## SHORT PROBLEM
Quote all of the data exactly as given. Skip every picture it contains.

## RECORDED INFORMATION
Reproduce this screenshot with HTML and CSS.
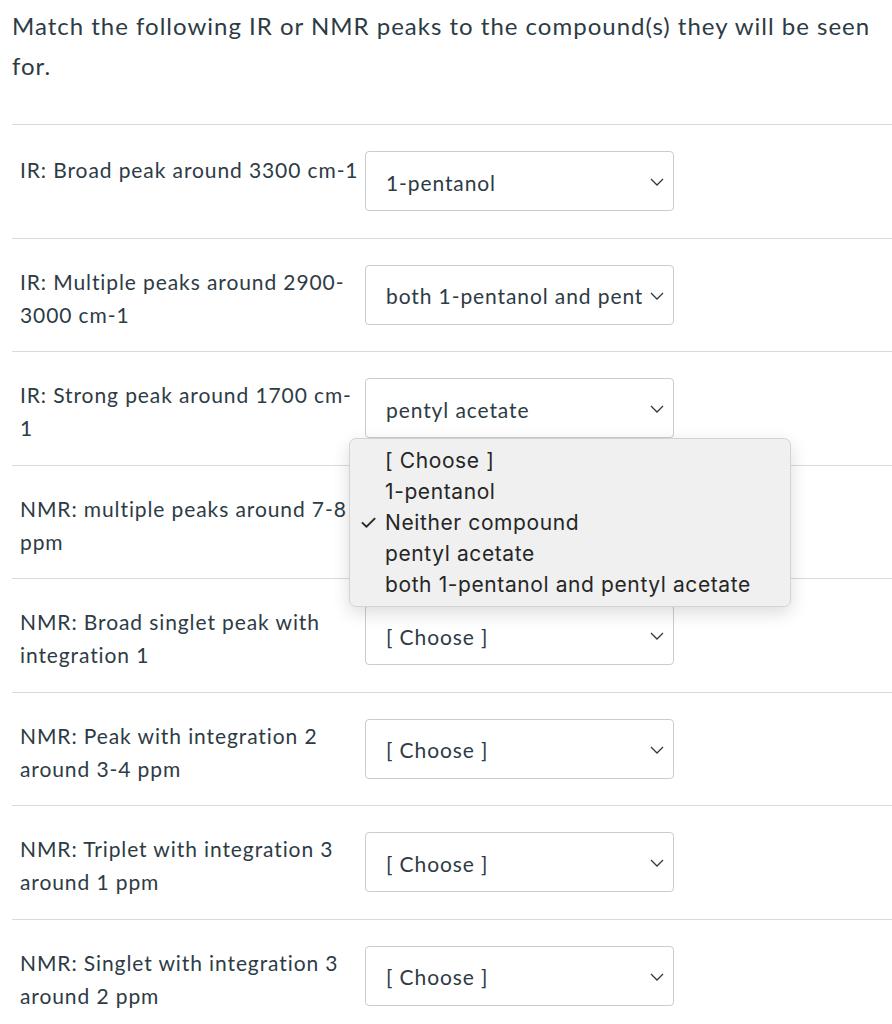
FILE: index.html
```html
<!DOCTYPE html>
<html lang="en">
<head>
    <meta charset="UTF-8">
    <title>Matching Question</title>
    <link rel="stylesheet" href="styles.css">
</head>
<body>
    <div class="question">
        <p class="prompt">Match the following IR or NMR peaks to the compound(s) they will be seen for.</p>

        <div class="answers">
            <div class="answer-row">
                <div class="answer-label">IR: Broad peak around 3300 cm-1</div>
                <div class="select-wrap">
                    <div class="select"><span class="value">1-pentanol</span><svg class="chevron" width="14" height="8" viewBox="0 0 14 8"><path d="M1 1l6 6 6-6"/></svg></div>
                </div>
            </div>
            <div class="answer-row">
                <div class="answer-label">IR: Multiple peaks around 2900-3000 cm-1</div>
                <div class="select-wrap">
                    <div class="select"><span class="value">both 1-pentanol and pentyl acetate</span><svg class="chevron" width="14" height="8" viewBox="0 0 14 8"><path d="M1 1l6 6 6-6"/></svg></div>
                </div>
            </div>
            <div class="answer-row">
                <div class="answer-label">IR: Strong peak around 1700 cm-1</div>
                <div class="select-wrap">
                    <div class="select"><span class="value">pentyl acetate</span><svg class="chevron" width="14" height="8" viewBox="0 0 14 8"><path d="M1 1l6 6 6-6"/></svg></div>
                </div>
            </div>
            <div class="answer-row">
                <div class="answer-label">NMR: multiple peaks around 7-8 ppm</div>
                <div class="select-wrap">
                    <div class="select"><span class="value">Neither compound</span><svg class="chevron" width="14" height="8" viewBox="0 0 14 8"><path d="M1 1l6 6 6-6"/></svg></div>
                    <!-- open native menu, checked item sits over the select -->
                    <ul class="menu">
                        <li>[ Choose ]</li>
                        <li>1-pentanol</li>
                        <li class="checked">Neither compound</li>
                        <li>pentyl acetate</li>
                        <li>both 1-pentanol and pentyl acetate</li>
                    </ul>
                </div>
            </div>
            <div class="answer-row">
                <div class="answer-label">NMR: Broad singlet peak with integration 1</div>
                <div class="select-wrap">
                    <div class="select"><span class="value">[ Choose ]</span><svg class="chevron" width="14" height="8" viewBox="0 0 14 8"><path d="M1 1l6 6 6-6"/></svg></div>
                </div>
            </div>
            <div class="answer-row">
                <div class="answer-label">NMR: Peak with integration 2 around 3-4 ppm</div>
                <div class="select-wrap">
                    <div class="select"><span class="value">[ Choose ]</span><svg class="chevron" width="14" height="8" viewBox="0 0 14 8"><path d="M1 1l6 6 6-6"/></svg></div>
                </div>
            </div>
            <div class="answer-row">
                <div class="answer-label">NMR: Triplet with integration 3 around 1 ppm</div>
                <div class="select-wrap">
                    <div class="select"><span class="value">[ Choose ]</span><svg class="chevron" width="14" height="8" viewBox="0 0 14 8"><path d="M1 1l6 6 6-6"/></svg></div>
                </div>
            </div>
            <div class="answer-row">
                <div class="answer-label">NMR: Singlet with integration 3 around 2 ppm</div>
                <div class="select-wrap">
                    <div class="select"><span class="value">[ Choose ]</span><svg class="chevron" width="14" height="8" viewBox="0 0 14 8"><path d="M1 1l6 6 6-6"/></svg></div>
                </div>
            </div>
        </div>
    </div>
</body>
</html>
```

FILE: styles.css
```css
body { margin: 0; font-family: Lato, "Open Sans", sans-serif; color: #2d3b45; background: #fff; }
.question { padding-left: 12px; }
.prompt { font-size: 24px; line-height: 40px; letter-spacing: 1px; margin: 6px 0 38px; padding-right: 8px; }
.answer-row { display: grid; grid-template-columns: 345px 309px; grid-template-rows: 60px; border-top: 1px solid #d7dade; padding: 26px 0 26.5px 8px; }
.answer-label { font-size: 21px; line-height: 33px; letter-spacing: 0.9px; padding-right: 4px; }
.answer-row:first-child .answer-label { padding-top: 2px; }
.select-wrap { position: relative; }
.select { display: flex; align-items: center; height: 60px; box-sizing: border-box; border: 1px solid #c7cdd1; border-radius: 4px; padding: 2px 9px 0 20px; background: #fff; font-size: 21px; letter-spacing: 0.9px; }
.select .value { flex: 1; white-space: nowrap; overflow: hidden; }
.chevron { flex: none; margin-left: 8px; fill: none; stroke: #2d3b45; stroke-width: 1.3; }
.menu { position: absolute; left: -16px; top: -54px; width: 442px; box-sizing: border-box; margin: 0; padding: 6px 0 6px 35px; list-style: none; background: #f0f0f0; border: 1px solid #d3d3d3; border-radius: 7px; box-shadow: 0 6px 18px rgba(0,0,0,0.14); font-family: Inter, "Noto Sans", sans-serif; font-size: 21px; line-height: 31px; letter-spacing: 0.6px; color: #262626; z-index: 2; }
.menu li { position: relative; }
.menu li.checked::before { content: "\2713"; position: absolute; left: -26px; font-size: 21px; letter-spacing: 0; }
```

## WRITTEN SOLUTION
Reproduce this screenshot with HTML and CSS.
FILE: index.html
```html
<!DOCTYPE html>
<html lang="en">
<head>
    <meta charset="UTF-8">
    <title>Matching Question</title>
    <link rel="stylesheet" href="styles.css">
</head>
<body>
    <div class="question">
        <p class="prompt">Match the following IR or NMR peaks to the compound(s) they will be seen for.</p>

        <div class="answers">
            <div class="answer-row">
                <div class="answer-label">IR: Broad peak around 3300 cm-1</div>
                <div class="select-wrap">
                    <div class="select"><span class="value">1-pentanol</span><svg class="chevron" width="14" height="8" viewBox="0 0 14 8"><path d="M1 1l6 6 6-6"/></svg></div>
                </div>
            </div>
            <div class="answer-row">
                <div class="answer-label">IR: Multiple peaks around 2900-3000 cm-1</div>
                <div class="select-wrap">
                    <div class="select"><span class="value">both 1-pentanol and pentyl acetate</span><svg class="chevron" width="14" height="8" viewBox="0 0 14 8"><path d="M1 1l6 6 6-6"/></svg></div>
                </div>
            </div>
            <div class="answer-row">
                <div class="answer-label">IR: Strong peak around 1700 cm-1</div>
                <div class="select-wrap">
                    <div class="select"><span class="value">pentyl acetate</span><svg class="chevron" width="14" height="8" viewBox="0 0 14 8"><path d="M1 1l6 6 6-6"/></svg></div>
                </div>
            </div>
            <div class="answer-row">
                <div class="answer-label">NMR: multiple peaks around 7-8 ppm</div>
                <div class="select-wrap">
                    <div class="select"><span class="value">Neither compound</span><svg class="chevron" width="14" height="8" viewBox="0 0 14 8"><path d="M1 1l6 6 6-6"/></svg></div>
                    <!-- open native menu, checked item sits over the select -->
                    <ul class="menu">
                        <li>[ Choose ]</li>
                        <li>1-pentanol</li>
                        <li class="checked">Neither compound</li>
                        <li>pentyl acetate</li>
                        <li>both 1-pentanol and pentyl acetate</li>
                    </ul>
                </div>
            </div>
            <div class="answer-row">
                <div class="answer-label">NMR: Broad singlet peak with integration 1</div>
                <div class="select-wrap">
                    <div class="select"><span class="value">[ Choose ]</span><svg class="chevron" width="14" height="8" viewBox="0 0 14 8"><path d="M1 1l6 6 6-6"/></svg></div>
                </div>
            </div>
            <div class="answer-row">
                <div class="answer-label">NMR: Peak with integration 2 around 3-4 ppm</div>
                <div class="select-wrap">
                    <div class="select"><span class="value">[ Choose ]</span><svg class="chevron" width="14" height="8" viewBox="0 0 14 8"><path d="M1 1l6 6 6-6"/></svg></div>
                </div>
            </div>
            <div class="answer-row">
                <div class="answer-label">NMR: Triplet with integration 3 around 1 ppm</div>
                <div class="select-wrap">
                    <div class="select"><span class="value">[ Choose ]</span><svg class="chevron" width="14" height="8" viewBox="0 0 14 8"><path d="M1 1l6 6 6-6"/></svg></div>
                </div>
            </div>
            <div class="answer-row">
                <div class="answer-label">NMR: Singlet with integration 3 around 2 ppm</div>
                <div class="select-wrap">
                    <div class="select"><span class="value">[ Choose ]</span><svg class="chevron" width="14" height="8" viewBox="0 0 14 8"><path d="M1 1l6 6 6-6"/></svg></div>
                </div>
            </div>
        </div>
    </div>
</body>
</html>
```

FILE: styles.css
```css
body { margin: 0; font-family: Lato, "Open Sans", sans-serif; color: #2d3b45; background: #fff; }
.question { padding-left: 12px; }
.prompt { font-size: 24px; line-height: 40px; letter-spacing: 1px; margin: 6px 0 38px; padding-right: 8px; }
.answer-row { display: grid; grid-template-columns: 345px 309px; grid-template-rows: 60px; border-top: 1px solid #d7dade; padding: 26px 0 26.5px 8px; }
.answer-label { font-size: 21px; line-height: 33px; letter-spacing: 0.9px; padding-right: 4px; }
.answer-row:first-child .answer-label { padding-top: 2px; }
.select-wrap { position: relative; }
.select { display: flex; align-items: center; height: 60px; box-sizing: border-box; border: 1px solid #c7cdd1; border-radius: 4px; padding: 2px 9px 0 20px; background: #fff; font-size: 21px; letter-spacing: 0.9px; }
.select .value { flex: 1; white-space: nowrap; overflow: hidden; }
.chevron { flex: none; margin-left: 8px; fill: none; stroke: #2d3b45; stroke-width: 1.3; }
.menu { position: absolute; left: -16px; top: -54px; width: 442px; box-sizing: border-box; margin: 0; padding: 6px 0 6px 35px; list-style: none; background: #f0f0f0; border: 1px solid #d3d3d3; border-radius: 7px; box-shadow: 0 6px 18px rgba(0,0,0,0.14); font-family: Inter, "Noto Sans", sans-serif; font-size: 21px; line-height: 31px; letter-spacing: 0.6px; color: #262626; z-index: 2; }
.menu li { position: relative; }
.menu li.checked::before { content: "\2713"; position: absolute; left: -26px; font-size: 21px; letter-spacing: 0; }
```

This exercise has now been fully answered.